REQUEST => Sort through the data and copy the lines holding the word "using".

[Entries with page source code]
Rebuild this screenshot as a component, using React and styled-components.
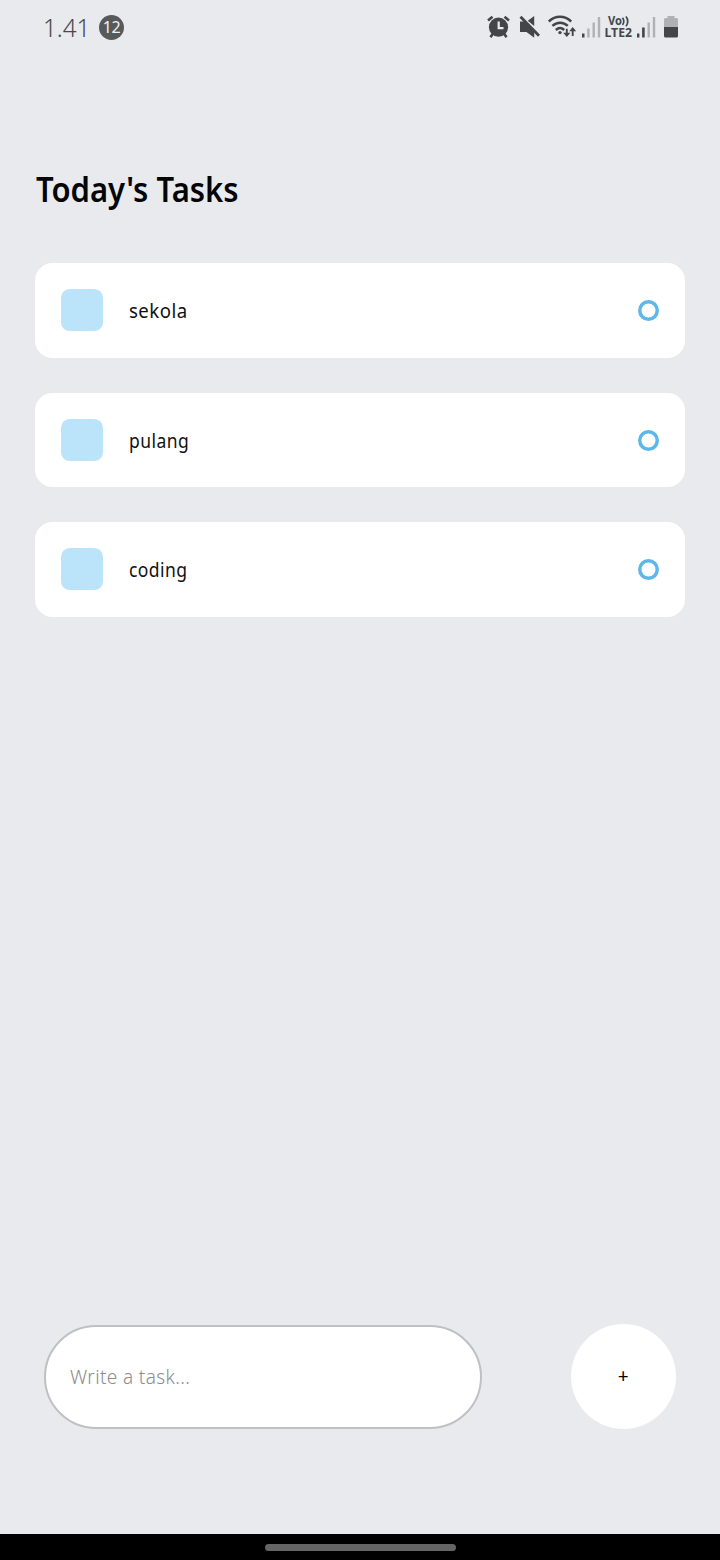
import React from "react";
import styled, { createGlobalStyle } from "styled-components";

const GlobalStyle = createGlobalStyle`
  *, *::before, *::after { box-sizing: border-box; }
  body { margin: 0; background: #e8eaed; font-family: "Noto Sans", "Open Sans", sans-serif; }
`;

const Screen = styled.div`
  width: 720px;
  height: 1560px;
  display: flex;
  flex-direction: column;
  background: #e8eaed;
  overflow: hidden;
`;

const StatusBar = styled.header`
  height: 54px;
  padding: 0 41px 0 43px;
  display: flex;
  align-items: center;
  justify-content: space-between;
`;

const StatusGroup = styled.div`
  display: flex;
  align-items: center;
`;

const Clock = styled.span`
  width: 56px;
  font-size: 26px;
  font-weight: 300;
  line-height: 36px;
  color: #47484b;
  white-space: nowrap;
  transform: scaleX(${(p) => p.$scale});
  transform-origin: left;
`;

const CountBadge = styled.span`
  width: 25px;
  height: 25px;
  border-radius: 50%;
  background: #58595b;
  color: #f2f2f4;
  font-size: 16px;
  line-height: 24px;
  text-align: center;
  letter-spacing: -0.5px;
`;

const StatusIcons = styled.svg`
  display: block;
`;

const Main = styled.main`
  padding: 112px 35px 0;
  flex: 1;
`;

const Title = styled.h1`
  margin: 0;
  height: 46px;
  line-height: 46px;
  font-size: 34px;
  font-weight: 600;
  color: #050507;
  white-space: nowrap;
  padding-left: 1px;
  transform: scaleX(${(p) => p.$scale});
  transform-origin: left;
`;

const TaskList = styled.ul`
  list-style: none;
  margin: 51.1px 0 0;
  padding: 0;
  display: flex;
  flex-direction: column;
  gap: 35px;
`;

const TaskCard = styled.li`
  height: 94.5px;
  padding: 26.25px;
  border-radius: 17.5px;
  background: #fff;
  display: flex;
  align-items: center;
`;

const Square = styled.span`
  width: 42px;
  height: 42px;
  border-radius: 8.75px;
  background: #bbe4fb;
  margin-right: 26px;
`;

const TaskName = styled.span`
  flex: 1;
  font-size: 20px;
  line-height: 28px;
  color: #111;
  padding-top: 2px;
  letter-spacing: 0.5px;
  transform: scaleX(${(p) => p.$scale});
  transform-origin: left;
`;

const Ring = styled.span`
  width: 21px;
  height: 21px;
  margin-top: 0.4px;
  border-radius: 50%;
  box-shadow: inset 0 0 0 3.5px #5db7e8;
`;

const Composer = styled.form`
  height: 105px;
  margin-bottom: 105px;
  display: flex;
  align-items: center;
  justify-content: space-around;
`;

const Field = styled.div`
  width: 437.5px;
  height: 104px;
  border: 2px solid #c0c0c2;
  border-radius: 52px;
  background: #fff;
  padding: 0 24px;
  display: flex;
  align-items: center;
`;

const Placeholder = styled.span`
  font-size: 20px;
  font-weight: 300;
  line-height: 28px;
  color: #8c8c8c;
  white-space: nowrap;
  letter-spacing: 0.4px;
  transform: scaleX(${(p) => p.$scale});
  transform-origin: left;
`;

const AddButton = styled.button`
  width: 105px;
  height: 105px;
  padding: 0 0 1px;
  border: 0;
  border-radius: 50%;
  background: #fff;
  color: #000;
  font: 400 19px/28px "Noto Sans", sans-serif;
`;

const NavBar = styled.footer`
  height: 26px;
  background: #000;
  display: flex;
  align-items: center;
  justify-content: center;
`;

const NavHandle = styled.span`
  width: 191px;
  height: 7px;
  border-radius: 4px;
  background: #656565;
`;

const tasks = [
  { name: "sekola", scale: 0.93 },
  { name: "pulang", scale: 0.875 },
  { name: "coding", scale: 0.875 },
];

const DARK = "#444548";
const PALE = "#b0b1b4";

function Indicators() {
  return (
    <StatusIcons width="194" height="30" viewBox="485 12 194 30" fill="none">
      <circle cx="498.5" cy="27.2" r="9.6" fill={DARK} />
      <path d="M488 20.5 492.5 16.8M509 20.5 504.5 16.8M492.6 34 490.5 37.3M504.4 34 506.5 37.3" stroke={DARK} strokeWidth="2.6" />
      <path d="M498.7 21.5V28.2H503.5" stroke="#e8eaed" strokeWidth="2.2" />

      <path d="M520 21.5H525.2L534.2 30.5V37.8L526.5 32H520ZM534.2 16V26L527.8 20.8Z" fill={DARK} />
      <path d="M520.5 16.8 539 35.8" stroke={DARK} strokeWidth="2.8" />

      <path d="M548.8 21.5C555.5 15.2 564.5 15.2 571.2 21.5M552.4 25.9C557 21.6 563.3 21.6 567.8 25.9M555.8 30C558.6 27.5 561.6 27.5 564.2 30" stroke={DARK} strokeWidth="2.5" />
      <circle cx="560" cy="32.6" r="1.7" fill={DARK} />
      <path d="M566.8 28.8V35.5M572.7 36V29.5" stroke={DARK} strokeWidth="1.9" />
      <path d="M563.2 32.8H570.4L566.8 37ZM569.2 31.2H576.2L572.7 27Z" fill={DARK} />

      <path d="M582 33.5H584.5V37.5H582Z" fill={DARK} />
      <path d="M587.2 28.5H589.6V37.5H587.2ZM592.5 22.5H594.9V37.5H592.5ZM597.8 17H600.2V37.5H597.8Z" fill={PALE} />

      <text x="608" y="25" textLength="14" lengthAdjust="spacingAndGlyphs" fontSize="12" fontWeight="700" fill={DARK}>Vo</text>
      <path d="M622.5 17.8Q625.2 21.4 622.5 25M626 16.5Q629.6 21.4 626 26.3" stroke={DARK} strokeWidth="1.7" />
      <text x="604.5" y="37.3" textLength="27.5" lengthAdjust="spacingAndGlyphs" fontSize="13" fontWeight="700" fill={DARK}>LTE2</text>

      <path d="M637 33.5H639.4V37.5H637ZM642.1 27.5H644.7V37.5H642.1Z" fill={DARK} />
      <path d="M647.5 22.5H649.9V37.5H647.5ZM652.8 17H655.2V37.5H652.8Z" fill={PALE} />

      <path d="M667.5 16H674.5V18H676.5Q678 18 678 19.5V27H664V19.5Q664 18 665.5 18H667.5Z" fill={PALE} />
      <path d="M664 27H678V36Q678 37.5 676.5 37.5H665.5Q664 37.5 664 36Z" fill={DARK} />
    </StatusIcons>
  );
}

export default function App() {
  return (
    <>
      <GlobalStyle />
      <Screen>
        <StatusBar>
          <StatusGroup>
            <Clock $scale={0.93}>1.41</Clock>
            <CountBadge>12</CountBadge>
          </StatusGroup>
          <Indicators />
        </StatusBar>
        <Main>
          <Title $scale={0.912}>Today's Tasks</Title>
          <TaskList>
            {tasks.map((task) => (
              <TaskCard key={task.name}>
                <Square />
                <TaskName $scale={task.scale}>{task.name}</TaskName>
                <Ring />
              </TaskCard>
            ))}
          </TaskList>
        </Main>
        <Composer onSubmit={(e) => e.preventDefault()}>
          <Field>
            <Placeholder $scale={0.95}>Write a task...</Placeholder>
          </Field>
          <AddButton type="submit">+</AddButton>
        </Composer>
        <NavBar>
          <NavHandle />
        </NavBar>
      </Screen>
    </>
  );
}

==

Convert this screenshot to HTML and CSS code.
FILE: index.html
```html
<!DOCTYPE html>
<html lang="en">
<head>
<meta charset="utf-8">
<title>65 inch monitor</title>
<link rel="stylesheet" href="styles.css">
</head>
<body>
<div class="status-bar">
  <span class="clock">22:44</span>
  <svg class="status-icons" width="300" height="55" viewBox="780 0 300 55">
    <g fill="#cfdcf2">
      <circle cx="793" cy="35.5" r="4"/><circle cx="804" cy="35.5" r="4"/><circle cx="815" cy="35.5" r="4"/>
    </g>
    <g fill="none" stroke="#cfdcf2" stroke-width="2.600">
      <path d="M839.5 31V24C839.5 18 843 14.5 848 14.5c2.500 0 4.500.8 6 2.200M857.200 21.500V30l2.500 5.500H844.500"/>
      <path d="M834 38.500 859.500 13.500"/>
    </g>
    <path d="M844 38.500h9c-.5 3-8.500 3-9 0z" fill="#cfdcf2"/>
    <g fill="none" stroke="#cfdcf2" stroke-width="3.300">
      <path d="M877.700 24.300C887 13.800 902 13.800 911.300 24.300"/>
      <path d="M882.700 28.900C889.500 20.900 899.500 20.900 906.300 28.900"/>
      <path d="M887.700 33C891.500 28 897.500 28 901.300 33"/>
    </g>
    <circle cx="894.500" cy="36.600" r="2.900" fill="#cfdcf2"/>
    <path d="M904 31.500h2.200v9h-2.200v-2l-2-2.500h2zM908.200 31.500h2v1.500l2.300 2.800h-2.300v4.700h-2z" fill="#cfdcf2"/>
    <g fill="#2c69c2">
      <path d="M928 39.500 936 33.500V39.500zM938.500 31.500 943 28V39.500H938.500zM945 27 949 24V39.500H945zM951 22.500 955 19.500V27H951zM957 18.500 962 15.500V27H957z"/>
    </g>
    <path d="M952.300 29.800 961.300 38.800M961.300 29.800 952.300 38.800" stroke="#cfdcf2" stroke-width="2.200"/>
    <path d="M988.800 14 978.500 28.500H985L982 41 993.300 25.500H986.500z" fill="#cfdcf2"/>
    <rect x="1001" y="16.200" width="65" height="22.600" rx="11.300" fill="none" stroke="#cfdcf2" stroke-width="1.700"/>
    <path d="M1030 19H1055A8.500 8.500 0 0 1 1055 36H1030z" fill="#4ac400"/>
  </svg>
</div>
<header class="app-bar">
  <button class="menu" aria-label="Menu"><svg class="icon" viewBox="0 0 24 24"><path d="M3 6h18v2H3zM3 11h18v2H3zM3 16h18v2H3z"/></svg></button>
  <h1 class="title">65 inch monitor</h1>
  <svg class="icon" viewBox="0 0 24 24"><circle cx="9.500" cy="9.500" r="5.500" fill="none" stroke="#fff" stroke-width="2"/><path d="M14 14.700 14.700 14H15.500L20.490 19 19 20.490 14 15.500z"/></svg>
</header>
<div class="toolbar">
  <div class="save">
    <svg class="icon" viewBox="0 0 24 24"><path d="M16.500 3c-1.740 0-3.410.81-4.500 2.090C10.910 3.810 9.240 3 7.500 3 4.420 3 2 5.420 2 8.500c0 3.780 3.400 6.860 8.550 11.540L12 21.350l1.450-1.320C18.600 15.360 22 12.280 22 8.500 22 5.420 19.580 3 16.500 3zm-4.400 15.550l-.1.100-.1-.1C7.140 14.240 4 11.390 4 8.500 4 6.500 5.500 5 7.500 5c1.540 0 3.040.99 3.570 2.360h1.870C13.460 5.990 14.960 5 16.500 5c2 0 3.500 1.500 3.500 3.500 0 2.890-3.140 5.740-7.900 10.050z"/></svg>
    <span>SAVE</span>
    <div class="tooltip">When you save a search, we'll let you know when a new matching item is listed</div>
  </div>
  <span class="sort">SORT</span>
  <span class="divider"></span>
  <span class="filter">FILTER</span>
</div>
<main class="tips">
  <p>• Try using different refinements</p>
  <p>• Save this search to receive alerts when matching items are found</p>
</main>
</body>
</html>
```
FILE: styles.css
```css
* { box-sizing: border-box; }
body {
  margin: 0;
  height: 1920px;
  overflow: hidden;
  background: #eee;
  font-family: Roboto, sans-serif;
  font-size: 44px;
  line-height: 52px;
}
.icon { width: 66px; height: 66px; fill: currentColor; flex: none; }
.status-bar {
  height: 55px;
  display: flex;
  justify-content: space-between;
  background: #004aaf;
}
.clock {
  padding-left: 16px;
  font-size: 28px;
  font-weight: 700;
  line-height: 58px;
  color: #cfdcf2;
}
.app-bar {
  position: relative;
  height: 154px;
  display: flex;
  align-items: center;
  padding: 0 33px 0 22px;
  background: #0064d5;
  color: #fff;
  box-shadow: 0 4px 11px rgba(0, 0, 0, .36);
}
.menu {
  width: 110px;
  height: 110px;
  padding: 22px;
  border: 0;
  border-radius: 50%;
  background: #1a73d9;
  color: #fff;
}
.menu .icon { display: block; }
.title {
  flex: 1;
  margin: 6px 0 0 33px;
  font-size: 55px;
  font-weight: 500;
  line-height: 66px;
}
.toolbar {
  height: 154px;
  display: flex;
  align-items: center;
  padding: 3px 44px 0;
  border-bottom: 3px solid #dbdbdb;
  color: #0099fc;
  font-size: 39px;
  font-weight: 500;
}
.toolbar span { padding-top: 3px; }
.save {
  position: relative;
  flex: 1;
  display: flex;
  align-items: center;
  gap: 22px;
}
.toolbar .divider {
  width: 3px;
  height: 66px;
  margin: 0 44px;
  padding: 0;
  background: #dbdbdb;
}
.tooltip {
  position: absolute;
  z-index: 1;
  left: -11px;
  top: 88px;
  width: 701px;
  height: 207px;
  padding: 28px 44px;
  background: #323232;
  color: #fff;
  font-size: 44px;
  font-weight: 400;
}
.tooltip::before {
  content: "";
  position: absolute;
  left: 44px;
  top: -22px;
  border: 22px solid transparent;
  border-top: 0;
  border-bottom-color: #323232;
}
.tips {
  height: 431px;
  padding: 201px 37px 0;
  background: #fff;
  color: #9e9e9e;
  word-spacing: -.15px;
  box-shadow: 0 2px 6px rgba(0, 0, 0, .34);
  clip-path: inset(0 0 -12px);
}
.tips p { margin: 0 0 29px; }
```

ANSWER TO THE EXERCISE =>
Rebuild this screenshot as a component, using React and styled-components.
  <p>• Try using different refinements</p>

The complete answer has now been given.